What the task asks: Collect all the lines that mention the word "this".
--*--
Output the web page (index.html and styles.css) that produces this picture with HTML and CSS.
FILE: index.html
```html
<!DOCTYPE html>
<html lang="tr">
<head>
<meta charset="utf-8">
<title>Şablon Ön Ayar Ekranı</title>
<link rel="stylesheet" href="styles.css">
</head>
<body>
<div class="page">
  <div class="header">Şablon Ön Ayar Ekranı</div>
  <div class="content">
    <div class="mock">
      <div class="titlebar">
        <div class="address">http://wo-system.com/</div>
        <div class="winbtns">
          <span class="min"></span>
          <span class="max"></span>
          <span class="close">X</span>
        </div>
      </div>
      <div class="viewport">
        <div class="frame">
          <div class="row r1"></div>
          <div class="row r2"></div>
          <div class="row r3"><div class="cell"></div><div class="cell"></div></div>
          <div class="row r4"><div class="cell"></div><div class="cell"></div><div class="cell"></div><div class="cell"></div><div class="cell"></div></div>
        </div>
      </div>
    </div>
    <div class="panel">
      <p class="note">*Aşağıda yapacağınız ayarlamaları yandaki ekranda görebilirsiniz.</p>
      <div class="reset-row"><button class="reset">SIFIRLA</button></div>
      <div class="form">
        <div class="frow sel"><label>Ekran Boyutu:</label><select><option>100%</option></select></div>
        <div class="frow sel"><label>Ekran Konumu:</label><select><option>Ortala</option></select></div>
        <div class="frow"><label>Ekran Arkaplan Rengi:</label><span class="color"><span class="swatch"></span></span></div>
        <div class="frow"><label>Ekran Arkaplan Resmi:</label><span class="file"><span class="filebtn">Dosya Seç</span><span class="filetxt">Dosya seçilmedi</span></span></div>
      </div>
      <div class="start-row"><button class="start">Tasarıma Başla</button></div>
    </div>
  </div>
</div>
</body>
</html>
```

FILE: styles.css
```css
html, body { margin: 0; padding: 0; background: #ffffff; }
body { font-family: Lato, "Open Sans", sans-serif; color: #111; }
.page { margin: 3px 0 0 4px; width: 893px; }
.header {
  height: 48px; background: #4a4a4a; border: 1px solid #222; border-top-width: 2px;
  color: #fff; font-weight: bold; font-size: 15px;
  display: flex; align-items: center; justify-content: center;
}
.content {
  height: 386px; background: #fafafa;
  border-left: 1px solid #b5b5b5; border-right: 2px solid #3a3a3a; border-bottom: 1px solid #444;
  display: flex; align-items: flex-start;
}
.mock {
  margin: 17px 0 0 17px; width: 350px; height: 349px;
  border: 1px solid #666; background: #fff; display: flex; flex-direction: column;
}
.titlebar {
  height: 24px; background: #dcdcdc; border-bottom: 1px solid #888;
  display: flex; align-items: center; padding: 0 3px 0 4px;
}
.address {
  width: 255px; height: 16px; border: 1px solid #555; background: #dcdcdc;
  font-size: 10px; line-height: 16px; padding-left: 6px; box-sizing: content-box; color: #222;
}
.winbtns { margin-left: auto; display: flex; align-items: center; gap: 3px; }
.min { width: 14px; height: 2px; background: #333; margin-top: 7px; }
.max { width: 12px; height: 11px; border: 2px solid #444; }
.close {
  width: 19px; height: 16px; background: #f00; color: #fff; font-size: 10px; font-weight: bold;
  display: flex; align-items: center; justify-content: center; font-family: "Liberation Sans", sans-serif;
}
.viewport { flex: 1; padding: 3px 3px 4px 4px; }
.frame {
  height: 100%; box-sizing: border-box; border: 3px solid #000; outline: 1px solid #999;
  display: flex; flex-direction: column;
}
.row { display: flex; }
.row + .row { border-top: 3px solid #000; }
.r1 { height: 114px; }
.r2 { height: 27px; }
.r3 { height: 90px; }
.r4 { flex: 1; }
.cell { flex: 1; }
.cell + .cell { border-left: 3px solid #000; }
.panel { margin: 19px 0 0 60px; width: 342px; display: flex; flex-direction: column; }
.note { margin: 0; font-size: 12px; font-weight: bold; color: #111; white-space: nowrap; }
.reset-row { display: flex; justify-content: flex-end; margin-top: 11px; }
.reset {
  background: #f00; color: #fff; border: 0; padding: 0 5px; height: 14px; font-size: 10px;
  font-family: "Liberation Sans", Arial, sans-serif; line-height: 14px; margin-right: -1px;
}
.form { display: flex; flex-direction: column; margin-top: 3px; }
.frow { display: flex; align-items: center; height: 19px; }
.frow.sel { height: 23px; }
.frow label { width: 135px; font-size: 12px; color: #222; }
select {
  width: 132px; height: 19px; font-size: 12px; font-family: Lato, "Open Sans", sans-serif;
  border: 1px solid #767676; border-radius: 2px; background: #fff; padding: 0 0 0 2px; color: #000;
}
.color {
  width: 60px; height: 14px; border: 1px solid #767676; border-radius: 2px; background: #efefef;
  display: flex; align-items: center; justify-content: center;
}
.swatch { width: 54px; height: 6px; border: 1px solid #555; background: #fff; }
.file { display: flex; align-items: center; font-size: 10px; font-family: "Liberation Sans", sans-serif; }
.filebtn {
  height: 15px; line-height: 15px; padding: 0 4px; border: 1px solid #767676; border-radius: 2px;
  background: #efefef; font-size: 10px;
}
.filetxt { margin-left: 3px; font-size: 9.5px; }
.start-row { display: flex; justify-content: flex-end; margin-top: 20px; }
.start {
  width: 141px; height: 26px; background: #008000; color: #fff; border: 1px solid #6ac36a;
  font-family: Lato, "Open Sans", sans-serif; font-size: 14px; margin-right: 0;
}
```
--*--
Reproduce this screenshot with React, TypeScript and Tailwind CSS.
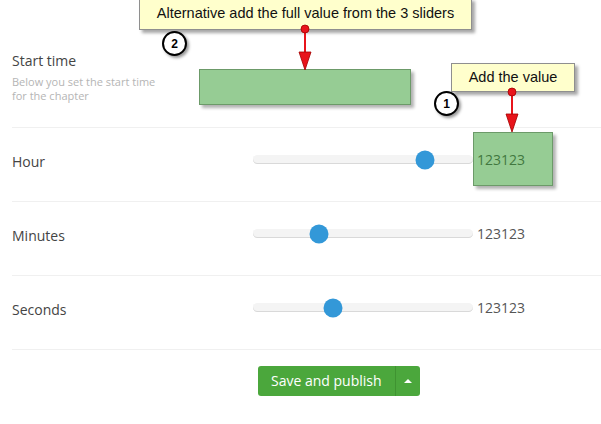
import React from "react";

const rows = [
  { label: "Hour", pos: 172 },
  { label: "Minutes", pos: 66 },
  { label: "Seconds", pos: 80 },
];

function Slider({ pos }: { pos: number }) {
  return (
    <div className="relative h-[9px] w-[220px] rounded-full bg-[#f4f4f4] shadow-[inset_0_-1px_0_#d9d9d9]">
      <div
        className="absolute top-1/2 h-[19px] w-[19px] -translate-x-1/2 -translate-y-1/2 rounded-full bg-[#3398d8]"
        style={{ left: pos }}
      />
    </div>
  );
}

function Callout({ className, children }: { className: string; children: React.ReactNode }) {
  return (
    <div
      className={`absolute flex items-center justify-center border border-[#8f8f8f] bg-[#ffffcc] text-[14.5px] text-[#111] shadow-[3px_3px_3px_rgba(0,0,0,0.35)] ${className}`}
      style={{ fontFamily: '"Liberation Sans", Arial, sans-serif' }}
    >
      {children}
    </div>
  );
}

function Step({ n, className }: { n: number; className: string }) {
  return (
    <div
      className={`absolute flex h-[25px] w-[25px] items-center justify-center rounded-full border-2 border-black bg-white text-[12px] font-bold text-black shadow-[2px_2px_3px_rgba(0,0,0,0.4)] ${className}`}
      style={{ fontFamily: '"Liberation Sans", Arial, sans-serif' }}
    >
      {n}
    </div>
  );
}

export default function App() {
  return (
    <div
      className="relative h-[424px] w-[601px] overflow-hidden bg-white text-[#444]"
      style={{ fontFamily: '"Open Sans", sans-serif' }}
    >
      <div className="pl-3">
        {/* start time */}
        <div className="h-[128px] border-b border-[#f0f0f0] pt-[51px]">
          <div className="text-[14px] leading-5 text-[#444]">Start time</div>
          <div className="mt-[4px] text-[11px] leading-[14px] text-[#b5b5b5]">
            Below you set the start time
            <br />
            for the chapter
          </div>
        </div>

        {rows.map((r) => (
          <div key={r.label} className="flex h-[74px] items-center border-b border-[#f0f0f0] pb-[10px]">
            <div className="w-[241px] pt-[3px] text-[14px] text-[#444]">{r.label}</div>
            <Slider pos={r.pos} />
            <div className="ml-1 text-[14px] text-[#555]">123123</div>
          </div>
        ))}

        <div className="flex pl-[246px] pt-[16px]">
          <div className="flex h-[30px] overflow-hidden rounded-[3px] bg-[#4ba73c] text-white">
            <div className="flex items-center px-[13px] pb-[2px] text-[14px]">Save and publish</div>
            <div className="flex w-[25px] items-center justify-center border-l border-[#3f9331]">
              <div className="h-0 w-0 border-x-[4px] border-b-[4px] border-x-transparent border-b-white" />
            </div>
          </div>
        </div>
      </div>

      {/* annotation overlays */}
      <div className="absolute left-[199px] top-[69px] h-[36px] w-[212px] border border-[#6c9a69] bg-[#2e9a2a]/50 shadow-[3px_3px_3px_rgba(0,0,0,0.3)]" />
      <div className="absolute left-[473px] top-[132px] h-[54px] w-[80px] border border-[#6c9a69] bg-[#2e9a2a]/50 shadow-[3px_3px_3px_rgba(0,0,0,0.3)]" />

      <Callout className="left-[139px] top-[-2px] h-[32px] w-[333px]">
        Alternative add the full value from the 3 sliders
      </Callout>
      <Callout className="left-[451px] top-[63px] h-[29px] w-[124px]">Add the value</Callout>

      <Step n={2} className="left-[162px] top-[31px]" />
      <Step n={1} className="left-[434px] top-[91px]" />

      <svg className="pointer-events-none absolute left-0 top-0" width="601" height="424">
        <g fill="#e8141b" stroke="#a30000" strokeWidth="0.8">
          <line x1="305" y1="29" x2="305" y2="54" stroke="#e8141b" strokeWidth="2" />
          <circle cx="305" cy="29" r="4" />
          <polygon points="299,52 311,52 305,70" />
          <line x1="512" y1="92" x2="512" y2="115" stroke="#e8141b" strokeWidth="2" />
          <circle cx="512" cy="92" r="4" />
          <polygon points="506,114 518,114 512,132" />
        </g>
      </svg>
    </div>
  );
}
--*--
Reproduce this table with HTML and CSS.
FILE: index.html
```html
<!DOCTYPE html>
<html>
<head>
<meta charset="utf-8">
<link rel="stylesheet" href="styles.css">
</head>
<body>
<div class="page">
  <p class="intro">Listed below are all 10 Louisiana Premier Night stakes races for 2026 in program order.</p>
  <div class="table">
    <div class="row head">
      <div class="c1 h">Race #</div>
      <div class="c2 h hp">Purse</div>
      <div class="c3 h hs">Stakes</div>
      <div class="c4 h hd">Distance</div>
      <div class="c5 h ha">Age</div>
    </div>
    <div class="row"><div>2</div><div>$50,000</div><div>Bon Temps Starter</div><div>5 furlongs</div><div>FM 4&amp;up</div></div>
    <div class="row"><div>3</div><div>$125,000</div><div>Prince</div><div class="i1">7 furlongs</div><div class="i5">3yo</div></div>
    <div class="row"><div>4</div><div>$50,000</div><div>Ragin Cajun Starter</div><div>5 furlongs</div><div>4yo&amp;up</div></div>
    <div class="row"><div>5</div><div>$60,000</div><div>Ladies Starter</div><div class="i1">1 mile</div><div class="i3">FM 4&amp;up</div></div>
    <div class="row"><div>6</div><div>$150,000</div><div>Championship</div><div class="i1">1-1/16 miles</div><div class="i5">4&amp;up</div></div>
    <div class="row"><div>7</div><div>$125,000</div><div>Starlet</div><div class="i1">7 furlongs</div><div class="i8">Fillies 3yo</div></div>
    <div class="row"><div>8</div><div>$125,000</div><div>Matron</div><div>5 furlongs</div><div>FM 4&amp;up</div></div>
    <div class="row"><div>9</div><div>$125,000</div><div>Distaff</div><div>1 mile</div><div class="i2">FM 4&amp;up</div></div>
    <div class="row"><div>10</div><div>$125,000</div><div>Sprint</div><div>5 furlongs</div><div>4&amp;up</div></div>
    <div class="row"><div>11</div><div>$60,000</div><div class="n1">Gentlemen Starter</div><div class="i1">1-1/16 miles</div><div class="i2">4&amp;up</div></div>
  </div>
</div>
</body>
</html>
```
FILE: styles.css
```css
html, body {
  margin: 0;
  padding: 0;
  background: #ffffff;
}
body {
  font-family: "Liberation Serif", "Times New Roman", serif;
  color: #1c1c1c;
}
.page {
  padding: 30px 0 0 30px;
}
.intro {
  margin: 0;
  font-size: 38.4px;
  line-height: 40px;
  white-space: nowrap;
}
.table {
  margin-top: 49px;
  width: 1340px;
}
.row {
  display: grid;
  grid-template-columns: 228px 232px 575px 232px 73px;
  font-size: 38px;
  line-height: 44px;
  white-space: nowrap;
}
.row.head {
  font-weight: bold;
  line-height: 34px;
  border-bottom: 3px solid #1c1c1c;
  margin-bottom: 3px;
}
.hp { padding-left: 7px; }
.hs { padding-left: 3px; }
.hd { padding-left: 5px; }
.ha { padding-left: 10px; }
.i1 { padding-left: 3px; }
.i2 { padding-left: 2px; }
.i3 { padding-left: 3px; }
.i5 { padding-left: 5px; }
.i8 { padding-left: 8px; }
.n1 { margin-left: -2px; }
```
--*--
Final result:
Output the web page (index.html and styles.css) that produces this picture with HTML and CSS.
Reproduce this screenshot with React, TypeScript and Tailwind CSS.
Reproduce this table with HTML and CSS.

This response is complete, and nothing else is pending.